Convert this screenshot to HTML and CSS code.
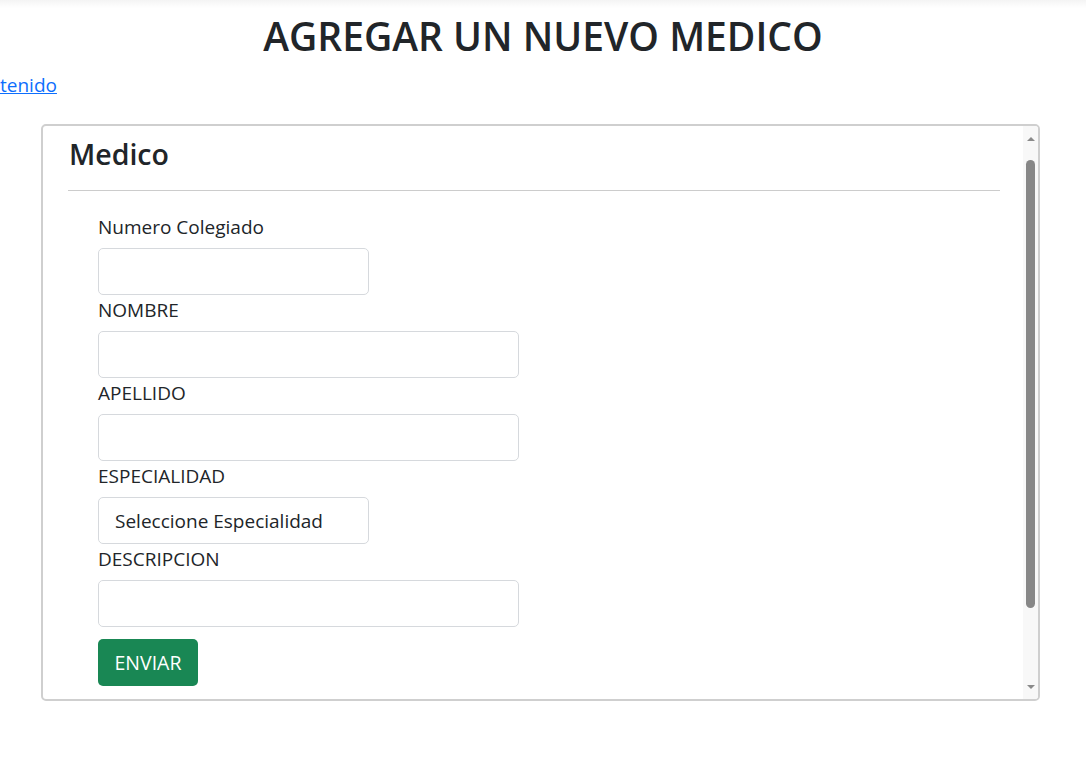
FILE: index.html
```html
<!DOCTYPE html>
<html lang="es">
<head>
<meta charset="utf-8">
<title>Agregar un nuevo medico</title>
<link rel="stylesheet" href="styles.css">
</head>
<body>
<div class="topshade"></div>
<h1 class="title">AGREGAR UN NUEVO MEDICO</h1>
<a class="back-link" href="#">tenido</a>
<div class="card">
  <div class="card-content">
    <h3 class="card-title">Medico</h3>
    <hr class="divider">
    <form class="form">
      <label class="form-label">Numero Colegiado</label>
      <input class="form-control short" type="text">
      <label class="form-label">NOMBRE</label>
      <input class="form-control wide" type="text">
      <label class="form-label">APELLIDO</label>
      <input class="form-control wide" type="text">
      <label class="form-label">ESPECIALIDAD</label>
      <div class="form-select short">Seleccione Especialidad</div>
      <label class="form-label">DESCRIPCION</label>
      <input class="form-control wide" type="text">
      <button class="btn-submit" type="button">ENVIAR</button>
    </form>
  </div>
  <div class="scrollbar">
    <span class="arrow-up"></span>
    <div class="track"><div class="thumb"></div></div>
    <span class="arrow-down"></span>
  </div>
</div>
</body>
</html>
```
FILE: styles.css
```css
* { box-sizing: border-box; }
html, body { margin: 0; padding: 0; background: #fff; }
body {
  font-family: "Open Sans", "Noto Sans", sans-serif;
  color: #212529;
}
.topshade {
  height: 8px;
  background: linear-gradient(#f4f4f4, #ffffff);
  margin-bottom: -8px;
}
.title {
  margin: 0;
  padding-top: 12px;
  font-size: 39px;
  font-weight: 600;
  line-height: 48px;
  text-align: center;
}
.back-link {
  display: block;
  margin-top: 11px;
  font-size: 19px;
  line-height: 28px;
  color: #0d6efd;
  text-decoration: underline;
}
.card {
  margin: 25px 46px 0 41px;
  height: 577px;
  border: 2px solid #cfcfcf;
  border-radius: 5px;
  display: flex;
  overflow: hidden;
}
.card-content {
  flex: 1;
  overflow: hidden;
  padding: 10px 23px 0 25px;
}
.card-title {
  margin: 0;
  font-size: 28.5px;
  font-weight: 600;
  line-height: 36px;
  padding-left: 1px;
}
.divider {
  margin: 18px 0 0 0;
  border: 0;
  border-top: 1px solid #cccccc;
}
.form {
  display: flex;
  flex-direction: column;
  align-items: flex-start;
  padding: 22px 0 0 30px;
}
.form-label {
  font-size: 19px;
  line-height: 28px;
  margin-bottom: 7px;
}
.form-control, .form-select {
  height: 47px;
  border: 1px solid #d6d9dd;
  border-radius: 5px;
  background: #fff;
  margin: 0 0 1px 0;
  font-family: inherit;
}
.short { width: 271px; }
.wide { width: 421px; }
.form-select {
  display: flex;
  align-items: center;
  padding-left: 16px;
  font-size: 19px;
  color: #212529;
}
.btn-submit {
  margin-top: 11px;
  width: 100px;
  height: 47px;
  border: 0;
  border-radius: 5px;
  background: #198754;
  color: #fff;
  font-family: inherit;
  font-size: 19.5px;
  padding: 0;
}
.scrollbar {
  width: 15px;
  background: #f8f8f8;
  display: flex;
  flex-direction: column;
  align-items: center;
  padding: 11px 0 10px 0;
}
.arrow-up, .arrow-down {
  width: 0;
  height: 0;
  border-left: 4px solid transparent;
  border-right: 4px solid transparent;
}
.arrow-up { border-bottom: 4px solid #8a8a8a; }
.arrow-down { border-top: 4px solid #8a8a8a; }
.track {
  flex: 1;
  width: 100%;
  display: flex;
  justify-content: center;
  padding-top: 19px;
}
.thumb {
  width: 9px;
  height: 448px;
  background: #878787;
  border-radius: 5px;
}
```
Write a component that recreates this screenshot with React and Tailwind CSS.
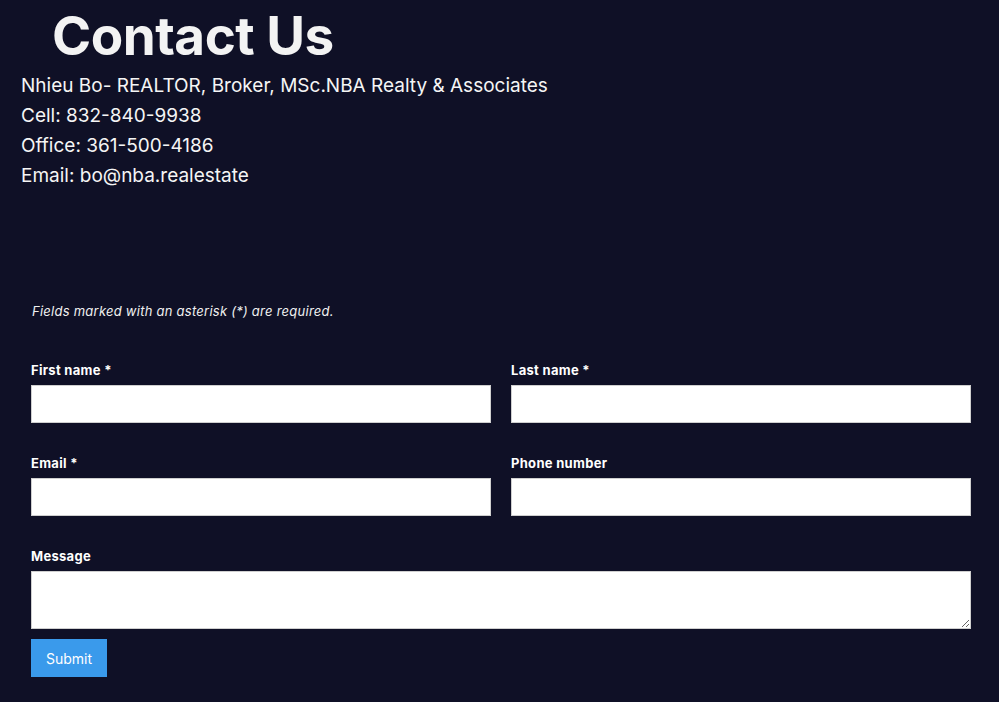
○ ○ ○ ○ ○
| Challenge |
All the records need to be repeated exactly, with the images dropped.

| Task solution |
Convert this screenshot to HTML and CSS code.
FILE: index.html
```html
<!DOCTYPE html>
<html lang="es">
<head>
<meta charset="utf-8">
<title>Agregar un nuevo medico</title>
<link rel="stylesheet" href="styles.css">
</head>
<body>
<div class="topshade"></div>
<h1 class="title">AGREGAR UN NUEVO MEDICO</h1>
<a class="back-link" href="#">tenido</a>
<div class="card">
  <div class="card-content">
    <h3 class="card-title">Medico</h3>
    <hr class="divider">
    <form class="form">
      <label class="form-label">Numero Colegiado</label>
      <input class="form-control short" type="text">
      <label class="form-label">NOMBRE</label>
      <input class="form-control wide" type="text">
      <label class="form-label">APELLIDO</label>
      <input class="form-control wide" type="text">
      <label class="form-label">ESPECIALIDAD</label>
      <div class="form-select short">Seleccione Especialidad</div>
      <label class="form-label">DESCRIPCION</label>
      <input class="form-control wide" type="text">
      <button class="btn-submit" type="button">ENVIAR</button>
    </form>
  </div>
  <div class="scrollbar">
    <span class="arrow-up"></span>
    <div class="track"><div class="thumb"></div></div>
    <span class="arrow-down"></span>
  </div>
</div>
</body>
</html>
```
FILE: styles.css
```css
* { box-sizing: border-box; }
html, body { margin: 0; padding: 0; background: #fff; }
body {
  font-family: "Open Sans", "Noto Sans", sans-serif;
  color: #212529;
}
.topshade {
  height: 8px;
  background: linear-gradient(#f4f4f4, #ffffff);
  margin-bottom: -8px;
}
.title {
  margin: 0;
  padding-top: 12px;
  font-size: 39px;
  font-weight: 600;
  line-height: 48px;
  text-align: center;
}
.back-link {
  display: block;
  margin-top: 11px;
  font-size: 19px;
  line-height: 28px;
  color: #0d6efd;
  text-decoration: underline;
}
.card {
  margin: 25px 46px 0 41px;
  height: 577px;
  border: 2px solid #cfcfcf;
  border-radius: 5px;
  display: flex;
  overflow: hidden;
}
.card-content {
  flex: 1;
  overflow: hidden;
  padding: 10px 23px 0 25px;
}
.card-title {
  margin: 0;
  font-size: 28.5px;
  font-weight: 600;
  line-height: 36px;
  padding-left: 1px;
}
.divider {
  margin: 18px 0 0 0;
  border: 0;
  border-top: 1px solid #cccccc;
}
.form {
  display: flex;
  flex-direction: column;
  align-items: flex-start;
  padding: 22px 0 0 30px;
}
.form-label {
  font-size: 19px;
  line-height: 28px;
  margin-bottom: 7px;
}
.form-control, .form-select {
  height: 47px;
  border: 1px solid #d6d9dd;
  border-radius: 5px;
  background: #fff;
  margin: 0 0 1px 0;
  font-family: inherit;
}
.short { width: 271px; }
.wide { width: 421px; }
.form-select {
  display: flex;
  align-items: center;
  padding-left: 16px;
  font-size: 19px;
  color: #212529;
}
.btn-submit {
  margin-top: 11px;
  width: 100px;
  height: 47px;
  border: 0;
  border-radius: 5px;
  background: #198754;
  color: #fff;
  font-family: inherit;
  font-size: 19.5px;
  padding: 0;
}
.scrollbar {
  width: 15px;
  background: #f8f8f8;
  display: flex;
  flex-direction: column;
  align-items: center;
  padding: 11px 0 10px 0;
}
.arrow-up, .arrow-down {
  width: 0;
  height: 0;
  border-left: 4px solid transparent;
  border-right: 4px solid transparent;
}
.arrow-up { border-bottom: 4px solid #8a8a8a; }
.arrow-down { border-top: 4px solid #8a8a8a; }
.track {
  flex: 1;
  width: 100%;
  display: flex;
  justify-content: center;
  padding-top: 19px;
}
.thumb {
  width: 9px;
  height: 448px;
  background: #878787;
  border-radius: 5px;
}
```
Write a component that recreates this screenshot with React and Tailwind CSS.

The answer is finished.